Saya cukup kecewa membaca jawaban advokat Edi Danggur di harian Flores Pos terhadap tanggapan saya. Opini yang berjudul “Bernalar dengan Data” (Flores Pos, 4 Juni 2016) adalah jawaban Edi Danggur terhadap tanggapan saya berjudul “Menanggapi Advokat Edi Danggur” (Flores Pos, 20 Mei 2016).

Mengapa saya kecewa? Karena opini Edi Danggur tidak bisa menjelaskan pertanyaan saya, dia menjelaskan hal lain yang tidak relevan. Substansi pendapat saya dalam konflik Tanah Pede, baik lewat berita berjudul “Pemprov Harus Kembalikan Pede” (Flores Pos, 15 Maret 2016) maupun dalam opini tanggapan saya yang telah disebutkan di atas, bertolak dari perintah UU Nomor 8 Tahun 2003 tentang Pembentukan Kabupaten Manggarai Barat.

Ada dua pasal dan tiga ayat UU Nomor 8 Tahun 2003 yang menjadi pegangan dasar saya dalam menanggapi konflik Tanah Pede yang kini makin memanas, yakni Pasal 13 Ayat (1), Ayat (2), Ayat (3), dan Pasal 16.  Dua pasal dan tiga ayat ditambah dengan Penjelasan UU Nomor 8 Tahun 2003 itu yang seharusnya dijelaskan atau dijawab advokat Edi Danggur terutama dari sisi hukumnya.

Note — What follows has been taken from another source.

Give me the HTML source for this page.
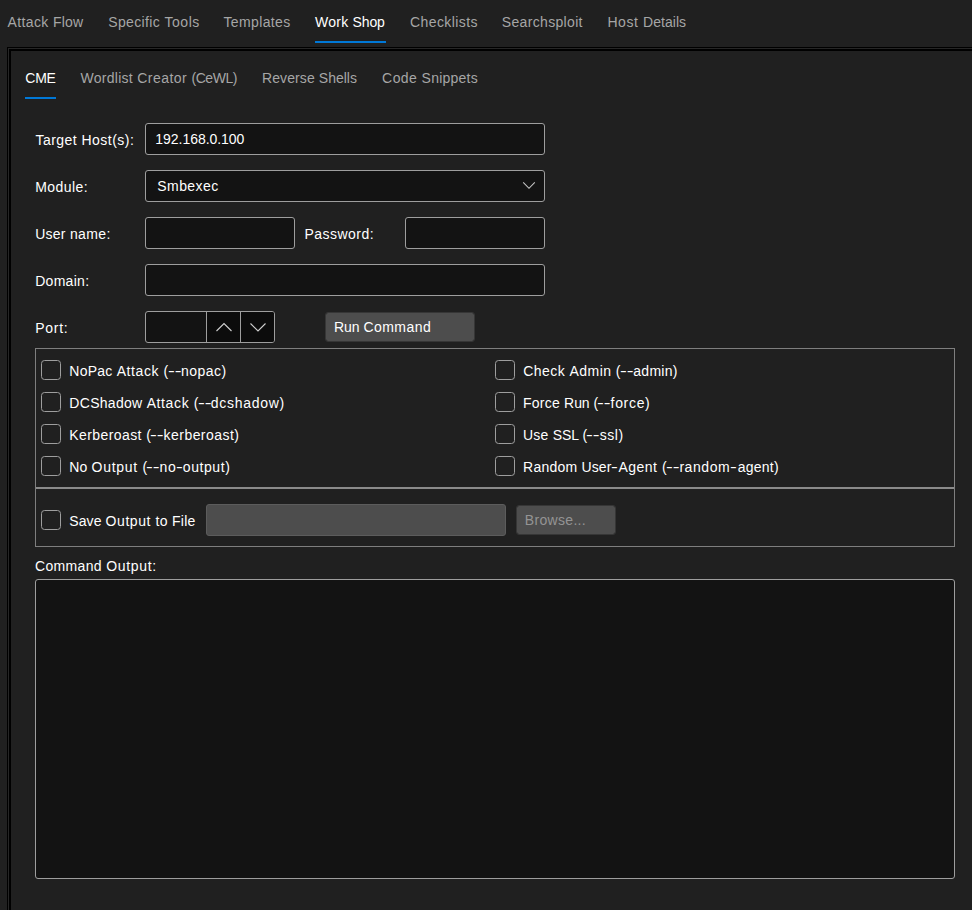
<!DOCTYPE html>
<html lang="en">
<head>
<meta charset="utf-8">
<title>Work Shop - CME</title>
<style>
html,body{margin:0;padding:0;}
body{width:972px;height:910px;background:#202020;overflow:hidden;position:relative;
  font-family:"Liberation Sans",sans-serif;font-size:14px;color:#fff;}
.abs{position:absolute;}
.t{position:absolute;white-space:nowrap;line-height:16px;height:16px;}
.tab{color:#a6a6a6;}
.tab.sel{color:#fff;}
.dis{color:#949494;}
.hy{display:inline-block;transform-origin:0 50%;}
.ul{position:absolute;height:2px;background:#0078d7;}
.frame-a{position:absolute;left:7px;top:47px;width:980px;height:900px;border:1px solid #000;box-sizing:border-box;}
.frame-b{position:absolute;left:9px;top:49px;width:980px;height:900px;border:2px solid #000;box-sizing:border-box;}
.frame-g{position:absolute;left:8px;top:48px;width:980px;height:900px;border:1px solid #262626;box-sizing:border-box;}
.inp{position:absolute;box-sizing:border-box;height:32px;background:#131313;border:1px solid #9e9e9e;border-radius:3px;}
.cb{position:absolute;box-sizing:border-box;width:20px;height:20px;border:1px solid #9e9e9e;border-radius:3.5px;background:#202020;}
.grp{position:absolute;left:35px;top:348px;width:920px;height:199px;box-sizing:border-box;border:1px solid #7e7e7e;}
.sep{position:absolute;left:36px;top:487px;width:918px;height:2px;background:#8a8a8a;}
.btn{position:absolute;box-sizing:border-box;background:#4d4d4d;border-radius:3px;border:1px solid #363636;background-clip:padding-box;}
</style>
</head>
<body>
<!-- main tabs -->
<span class="t tab" id="m1" style="left:7.40px;top:14px;"><span style="letter-spacing:0.415px">Attack </span><span style="letter-spacing:0.117px">Flow</span></span>
<span class="t tab" id="m2" style="left:108.24px;top:14px;"><span style="letter-spacing:0.366px">Specific </span><span style="letter-spacing:0.534px">Tools</span></span>
<span class="t tab" id="m3" style="left:223.50px;top:14px;"><span style="letter-spacing:0.362px">Templates</span></span>
<span class="t tab sel" id="m4" style="left:315.10px;top:14px;"><span style="letter-spacing:0.240px">Work </span><span style="letter-spacing:-0.170px">Shop</span></span>
<span class="t tab" id="m5" style="left:410.04px;top:14px;"><span style="letter-spacing:0.408px">Checklists</span></span>
<span class="t tab" id="m6" style="left:501.81px;top:14px;"><span style="letter-spacing:0.332px">Searchsploit</span></span>
<span class="t tab" id="m7" style="left:607.40px;top:14px;"><span style="letter-spacing:0.585px">Host </span><span style="letter-spacing:0.051px">Details</span></span>
<div class="ul" style="left:315px;top:41px;width:71px;"></div>

<div class="frame-a"></div><div class="frame-g"></div><div class="frame-b"></div>

<!-- sub tabs -->
<span class="t tab sel" id="s1" style="left:25.24px;top:70px;"><span style="letter-spacing:-0.215px">CME</span></span>
<span class="t tab" id="s2" style="left:80.40px;top:70px;"><span style="letter-spacing:0.289px">Wordlist </span><span style="letter-spacing:0.466px">Creator </span><span style="letter-spacing:-0.472px">(CeWL)</span></span>
<span class="t tab" id="s3" style="left:262.00px;top:70px;"><span style="letter-spacing:0.097px">Reverse </span><span style="letter-spacing:0.013px">Shells</span></span>
<span class="t tab" id="s4" style="left:382.10px;top:70px;"><span style="letter-spacing:0.428px">Code </span><span style="letter-spacing:0.231px">Snippets</span></span>
<div class="ul" style="left:25px;top:97px;width:31px;"></div>

<!-- form -->
<span class="t " id="l1" style="left:35.60px;top:132px;"><span style="letter-spacing:0.429px">Target </span><span style="letter-spacing:0.484px">Host(s):</span></span>
<div class="inp" role="textbox" style="left:145px;top:123px;width:400px;"></div>
<span class="t " id="v1" style="left:155.30px;top:131px;"><span style="letter-spacing:-0.037px">192.168.0.100</span></span>

<span class="t " id="l2" style="left:35.20px;top:179px;"><span style="letter-spacing:0.431px">Module:</span></span>
<div class="inp" role="textbox" style="left:145px;top:170px;width:400px;"></div>
<span class="t " id="v2" style="left:157.24px;top:178px;"><span style="letter-spacing:0.447px">Smbexec</span></span>
<svg class="abs" style="left:521px;top:180px;" width="16" height="12" viewBox="0 0 16 12"><path d="M2.2 2.4 L8 8.3 L13.8 2.4" fill="none" stroke="#c6c6c6" stroke-width="1.1"/></svg>

<span class="t " id="l3" style="left:35.20px;top:226px;"><span style="letter-spacing:0.250px">User </span><span style="letter-spacing:0.384px">name:</span></span>
<div class="inp" role="textbox" style="left:145px;top:217px;width:150px;"></div>
<span class="t " id="l4" style="left:304.40px;top:226px;"><span style="letter-spacing:0.491px">Password:</span></span>
<div class="inp" role="textbox" style="left:405px;top:217px;width:140px;"></div>

<span class="t " id="l5" style="left:35.20px;top:273px;"><span style="letter-spacing:0.289px">Domain:</span></span>
<div class="inp" role="textbox" style="left:145px;top:264px;width:400px;"></div>

<span class="t " id="l6" style="left:35.20px;top:320px;"><span style="letter-spacing:0.731px">Port:</span></span>
<div class="inp" role="textbox" style="left:145px;top:311px;width:130px;overflow:hidden;">
  <div class="abs" style="left:60px;top:0;width:68px;height:30px;background:#0c0c0c;"></div>
  <div class="abs" style="left:60px;top:0;width:1px;height:30px;background:#9e9e9e;"></div>
  <div class="abs" style="left:94px;top:0;width:1px;height:30px;background:#9e9e9e;"></div>
</div>
<svg class="abs" style="left:214px;top:320px;" width="20" height="14" viewBox="0 0 20 14"><path d="M2.5 11 L10 3.5 L17.5 11" fill="none" stroke="#d0d0d0" stroke-width="1.1"/></svg>
<svg class="abs" style="left:248px;top:320px;" width="20" height="14" viewBox="0 0 20 14"><path d="M2.5 3.5 L10 11 L17.5 3.5" fill="none" stroke="#d0d0d0" stroke-width="1.1"/></svg>

<div class="btn" role="button" style="left:325px;top:312px;width:150px;height:30px;"></div>
<span class="t " id="b1" style="left:334.00px;top:319px;"><span style="letter-spacing:-0.043px">Run </span><span style="letter-spacing:0.458px">Command</span></span>

<!-- options group -->
<div class="grp"></div>
<div class="sep"></div>
<div class="cb" role="checkbox" aria-checked="false" style="left:41px;top:360px;"></div>
<span class="t " id="c1" style="left:69.35px;top:363px;"><span style="letter-spacing:0.232px">NoPac </span><span style="letter-spacing:0.587px">Attack </span><span style="letter-spacing:-0.662px">(</span><span class="hy" style="transform:scaleX(1.45);margin-right:4.18px">--</span><span style="letter-spacing:0.449px">nopac)</span></span>
<div class="cb" role="checkbox" aria-checked="false" style="left:41px;top:392px;"></div>
<span class="t " id="c2" style="left:69.35px;top:395px;"><span style="letter-spacing:0.289px">DCShadow </span><span style="letter-spacing:0.615px">Attack </span><span style="letter-spacing:-0.762px">(</span><span class="hy" style="transform:scaleX(1.45);margin-right:3.68px">--</span><span style="letter-spacing:0.737px">dcshadow)</span></span>
<div class="cb" role="checkbox" aria-checked="false" style="left:41px;top:424px;"></div>
<span class="t " id="c3" style="left:69.35px;top:427px;"><span style="letter-spacing:0.403px">Kerberoast </span><span style="letter-spacing:-0.762px">(</span><span class="hy" style="transform:scaleX(1.45);margin-right:4.18px">--</span><span style="letter-spacing:0.458px">kerberoast)</span></span>
<div class="cb" role="checkbox" aria-checked="false" style="left:41px;top:456px;"></div>
<span class="t " id="c4" style="left:69.35px;top:459px;"><span style="letter-spacing:0.138px">No </span><span style="letter-spacing:0.712px">Output </span><span style="letter-spacing:-0.862px">(</span><span class="hy" style="transform:scaleX(1.45);margin-right:3.98px">--</span><span style="letter-spacing:0.564px">no</span><span class="hy" style="transform:scaleX(1.45);margin-right:1.84px">-</span><span style="letter-spacing:0.585px">output)</span></span>

<div class="cb" role="checkbox" aria-checked="false" style="left:495px;top:360px;"></div>
<span class="t " id="c5" style="left:523.24px;top:363px;"><span style="letter-spacing:0.438px">Check </span><span style="letter-spacing:0.471px">Admin </span><span style="letter-spacing:-0.762px">(</span><span class="hy" style="transform:scaleX(1.45);margin-right:4.18px">--</span><span style="letter-spacing:0.284px">admin)</span></span>
<div class="cb" role="checkbox" aria-checked="false" style="left:495px;top:392px;"></div>
<span class="t " id="c6" style="left:523.05px;top:395px;"><span style="letter-spacing:0.221px">Force </span><span style="letter-spacing:-0.043px">Run </span><span style="letter-spacing:-0.762px">(</span><span class="hy" style="transform:scaleX(1.45);margin-right:3.88px">--</span><span style="letter-spacing:0.681px">force)</span></span>
<div class="cb" role="checkbox" aria-checked="false" style="left:495px;top:424px;"></div>
<span class="t " id="c7" style="left:523.05px;top:427px;"><span style="letter-spacing:0.203px">Use </span><span style="letter-spacing:0.012px">SSL </span><span style="letter-spacing:-0.762px">(</span><span class="hy" style="transform:scaleX(1.45);margin-right:3.98px">--</span><span style="letter-spacing:0.560px">ssl)</span></span>
<div class="cb" role="checkbox" aria-checked="false" style="left:495px;top:456px;"></div>
<span class="t " id="c8" style="left:523.05px;top:459px;"><span style="letter-spacing:0.242px">Random </span><span style="letter-spacing:0.060px">User</span><span class="hy" style="transform:scaleX(1.45);margin-right:2.34px">-</span><span style="letter-spacing:0.504px">Agent </span><span style="letter-spacing:-0.762px">(</span><span class="hy" style="transform:scaleX(1.45);margin-right:4.28px">--</span><span style="letter-spacing:0.572px">random</span><span class="hy" style="transform:scaleX(1.45);margin-right:2.74px">-</span><span style="letter-spacing:0.249px">agent)</span></span>

<div class="cb" role="checkbox" aria-checked="false" style="left:41px;top:510px;"></div>
<span class="t " id="c9" style="left:69.24px;top:513px;"><span style="letter-spacing:0.100px">Save </span><span style="letter-spacing:0.583px">Output </span><span style="letter-spacing:0.312px">to </span><span style="letter-spacing:0.221px">File</span></span>
<div class="inp" role="textbox" style="left:206px;top:504px;width:300px;background:#4d4d4d;border-color:#5c5c5c;"></div>
<div class="btn" role="button" style="left:516px;top:505px;width:100px;height:30px;"></div>
<span class="t dis" id="b2" style="left:524.80px;top:512px;"><span style="letter-spacing:0.317px">Browse...</span></span>

<span class="t " id="l7" style="left:35.07px;top:558px;"><span style="letter-spacing:0.329px">Command </span><span style="letter-spacing:0.674px">Output:</span></span>
<div class="inp" role="textbox" style="left:35px;top:579px;width:920px;height:300px;"></div>
</body>
</html>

Ternyata Edi Danggur tidak bisa menjelaskannya. Ia bahkan menjelaskan hal-hal lain yang tidak relevan, seperti bukti kepemilikan Tanah Pede oleh Pemprov NTT berupa sertifikat tanah. Edi Danggur berakrobat dengan ilmu hukumnya, tetapi tidak relevan, tidak pada tempatnya, jauh panggang dari api. Orang kampung bilang, gatalnya lain, garuknya lain. Cara berpikir seperti itulah yang saya sebut dalam opini ini sebagai sesat pikir advokat Edi Danggur. Tentang sesat pikir ini saya tunjukkan berikut ini.

Pertama, soal bukti kepemilkan Tanah Pede berupa sertifikat. Edi Danggur ngotot mengklaim Tanah Pede milik sah Pemprov NTT yang dibuktikan dengan sertifikat tanah, baik sertifikat yang sudah hilang maupun yang sudah diganti lagi. Ini yang dijadikan Edi Danggur sebagai modal dalam menjawab tanggapan saya, yakni data sertifikat Tanah Pede, sehingga menurutnya dia “bernalar dengan data” yang dijadikan judul opininya. Oke. Kalau sekarang Pemprov NTT sudah memiliki sertifikat Tanah Pede yang sah, pertanyaan mendasar, mengapa Pemprov NTT tidak menyerahkannya ke Manggarai Barat sesuai dengan perintah Pasal 13 Ayat (1), Ayat (2), Ayat (3), dan Pasal 16 UU Nomor 8 Tahun 2003?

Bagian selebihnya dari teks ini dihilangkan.